A rapid triage sequence for geometry questions follows this order: determine whether the problem is Euclidean or coordinate; identify the geometric entities involved; note what quantity the question asks for; then extract all available information from the diagram or coordinate system. This sequence disciplines the problem-solving process and prevents premature calculation before the full picture is understood.
Step two: extracting all available information from the diagram
The diagram is not supplementary to the problem—it is the primary source of geometric information. Every mark on a GRE geometry diagram is there deliberately, placed by ETS's content writers to signal a specific relationship. The candidate's first active step is to extract every piece of information that the diagram provides, in addition to any information stated in the text of the problem.
Information that can be extracted from the diagram includes right-angle symbols, parallel line indicators, equal-length tick marks on sides, angle bisector notation, equal-angle markings, and symmetry indicators such as dashed lines. In coordinate geometry, information that can be extracted from the axes includes the scales on both axes, the coordinates of labelled points, whether points lie on the same axis, whether lines are horizontal or vertical, and whether any points appear to share the same x or y coordinate.
Common mistake: candidates often focus exclusively on the text of the problem and treat the diagram as a mere illustration. This approach misses the critical information that the diagram encodes. On the GRE, the diagram is not decorative—it is a full partner in the problem statement.
Euclidean geometry: reasoning about shapes, angles, and areas
Euclidean geometry questions on the GRE involve reasoning about planar figures, most commonly triangles, circles, and quadrilaterals. The relationship-extraction framework for Euclidean geometry proceeds by identifying the relevant shape, recognising the key properties of that shape, and then applying the relationships that the diagram's markings indicate.
Triangles and their invariant properties
Triangles are the most frequently tested Euclidean figure on the GRE. Candidates must command three categories of triangle knowledge: angle properties, side properties, and similarity and congruence.
Angle properties include the angle sum property, which holds that the interior angles of any triangle sum to 180 degrees. This property alone determines a missing angle when two angles are known. The exterior angle property states that an exterior angle of a triangle equals the sum of the two non-adjacent interior angles. The Pythagorean theorem applies to right triangles and states that the square of the hypotenuse equals the sum of the squares of the two legs. The triangle inequality states that the sum of any two sides exceeds the third side, which constrains possible lengths.
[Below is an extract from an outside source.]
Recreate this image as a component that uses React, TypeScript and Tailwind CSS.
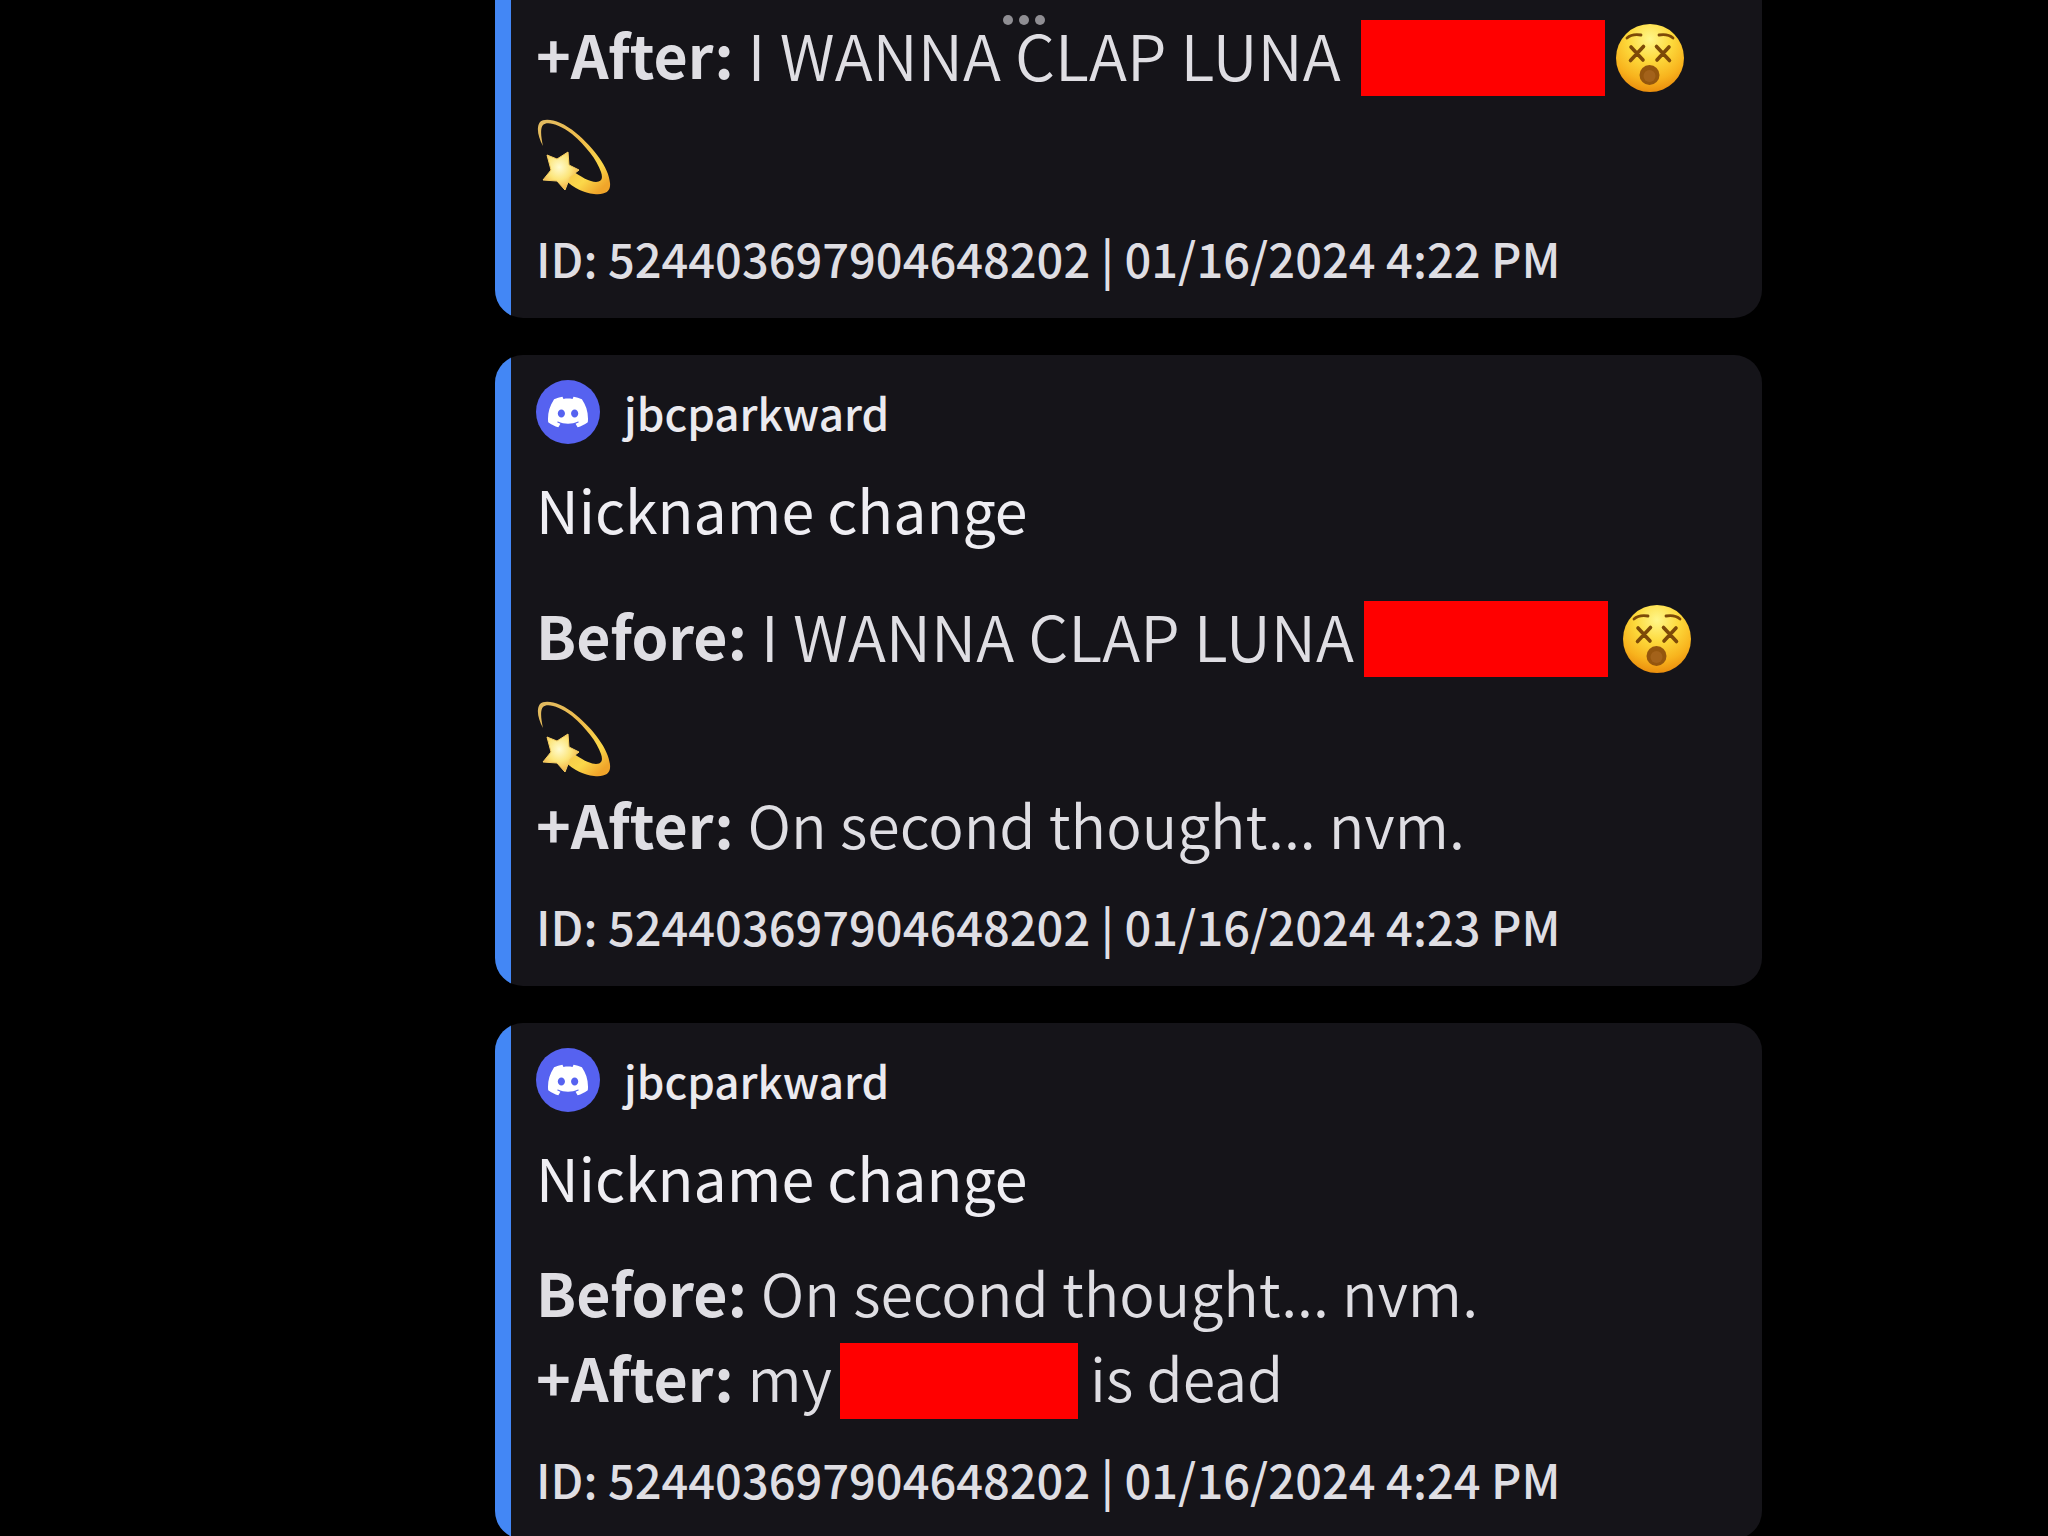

Similarity and congruence are tested when the diagram provides proportional relationships or equal sides and angles. Similar triangles have equal corresponding angles and proportional corresponding sides. Congruent triangles have all corresponding sides and angles equal. When the GRE tests these relationships, it signals them through parallel lines, perpendicular bisectors, and angle markings. A candidate who reads the diagram carefully will see these signals before reading the question stem.
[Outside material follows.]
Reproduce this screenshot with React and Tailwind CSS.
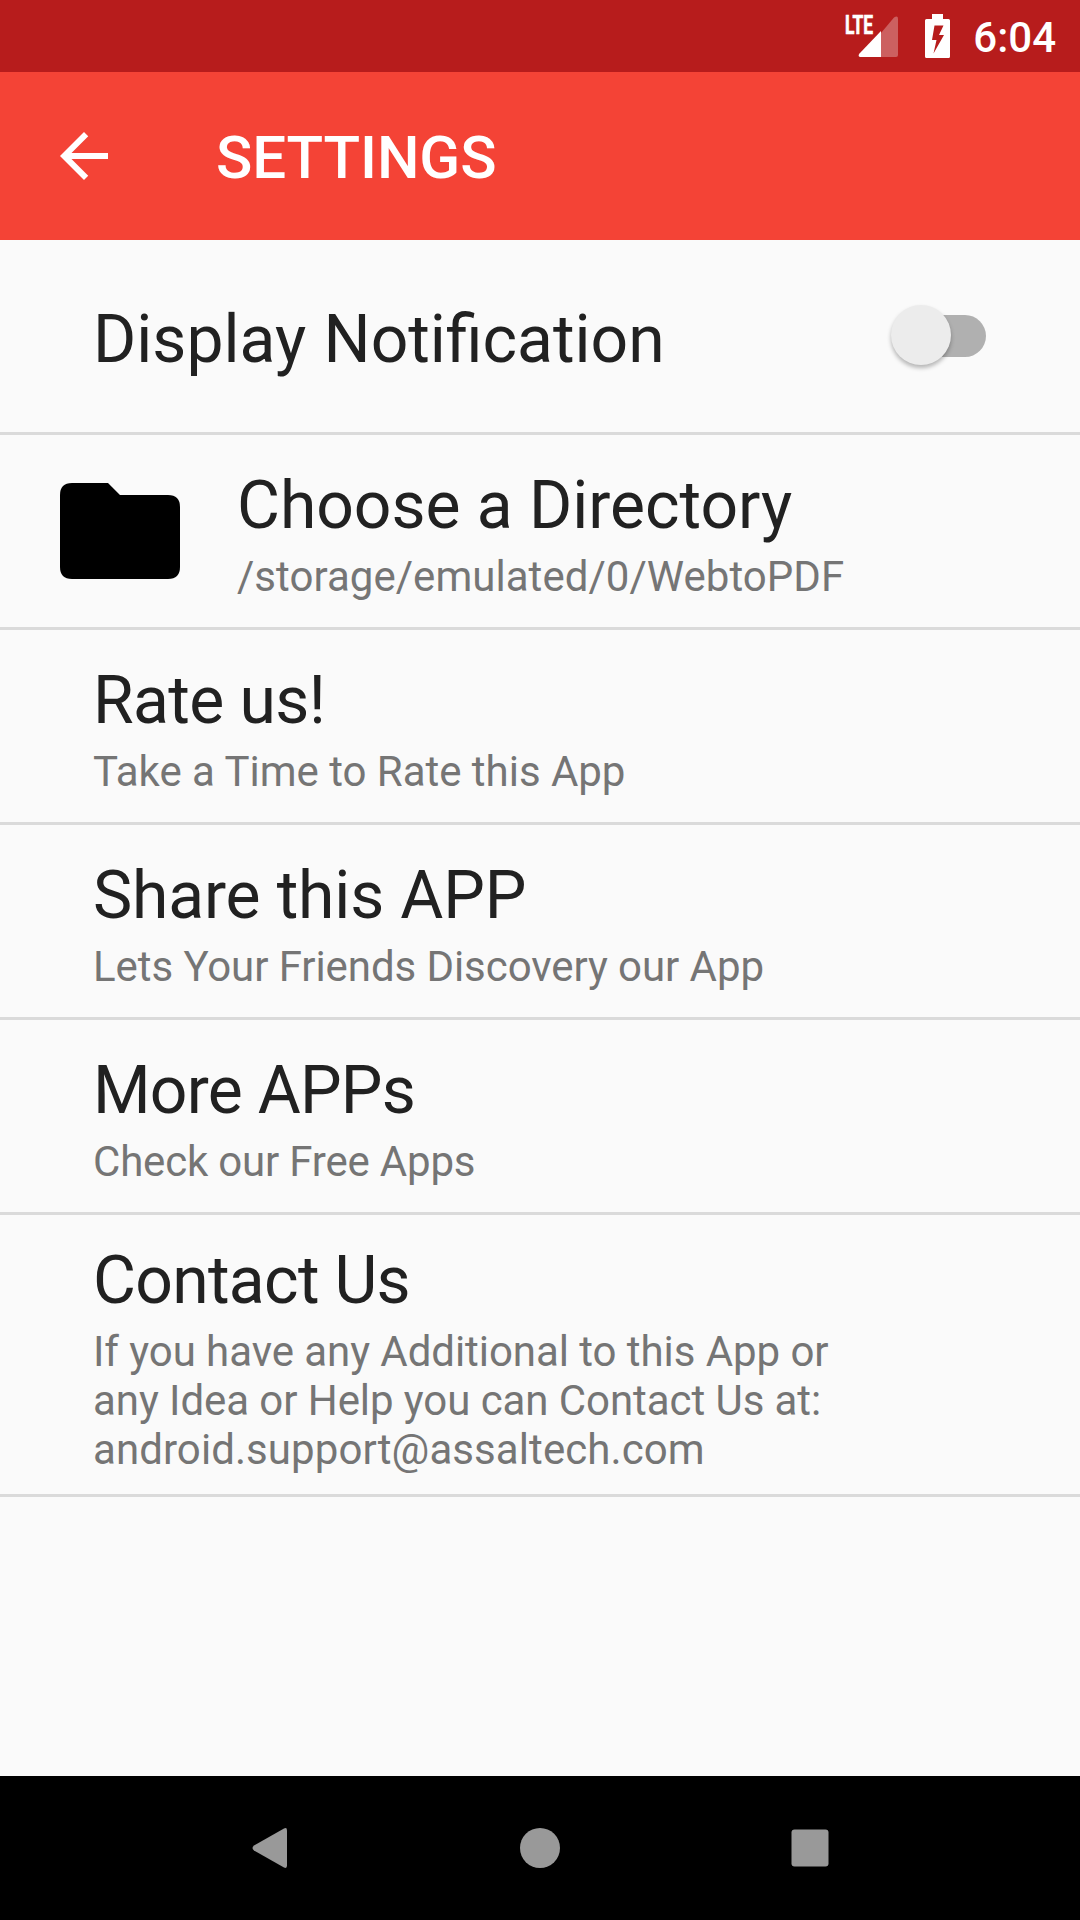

The most frequently tested triangle patterns on the GRE are the right-angle-and-hypotenuse configuration, the isosceles base angles pattern, and the parallel-lines-produce-similar-triangles pattern. Each of these patterns has a distinct visual signature on the diagram, and recognising that signature immediately narrows the solution pathway.
Circles and their angle-area relationships
Circle problems on the GRE test three core relationships: central and inscribed angles, chord properties, and area and circumference calculations. The central angle theorem states that a central angle equals the measure of its intercepted arc, while an inscribed angle equals half the measure of its intercepted arc. This relationship between inscribed angles and central angles is one of the most reliable patterns on the GRE—candidates who recognise an inscribed angle can immediately halve the corresponding arc measure.
Chord properties include the perpendicular bisector theorem: a radius drawn perpendicular to a chord bisects the chord, and the line from the centre to the chord's midpoint is perpendicular to the chord. These relationships appear in problems involving distances from the centre to chords, where the perpendicular radius becomes the key to solving the problem.
Area and circumference problems on the GRE rarely require memorisation of anything beyond the fundamental formulas. The area of a circle is πr². The area of a sector equals the fraction of the circle's area corresponding to the sector's central angle divided by 360 degrees. The length of an arc equals the fraction of the circumference corresponding to the same fraction. The key is applying these formulas correctly once the relevant angle or radius has been identified through relationship extraction.
Quadrilaterals and polygon properties
Quadrilateral problems on the GRE involve recognising the specific type of quadrilateral described—whether square, rectangle, parallelogram, rhombus, or trapezoid—because each type carries different angle and side properties. Parallelograms have opposite sides parallel and equal. Rectangles add right angles to the parallelogram property. Squares add equal side lengths to the rectangle property. Trapezoids have one pair of parallel sides and require the trapezoid area formula (average of parallel sides times height).
The interior angle sum for any polygon with n sides equals (n−2) × 180°. This formula applies to all regular and irregular polygons on the GRE. For regular polygons, each interior angle equals ((n−2) × 180°) ÷ n. Candidates who memorise these formulas can solve a range of polygon angle problems efficiently.
Coordinate geometry: extracting relationships from the Cartesian plane
Coordinate geometry questions on the GRE present information on the xy-plane and require candidates to reason about lines, circles, and distances using algebraic relationships. The relationship-extraction framework for coordinate geometry differs from Euclidean geometry in that the information is provided numerically through coordinates rather than visually through angle marks and side indicators.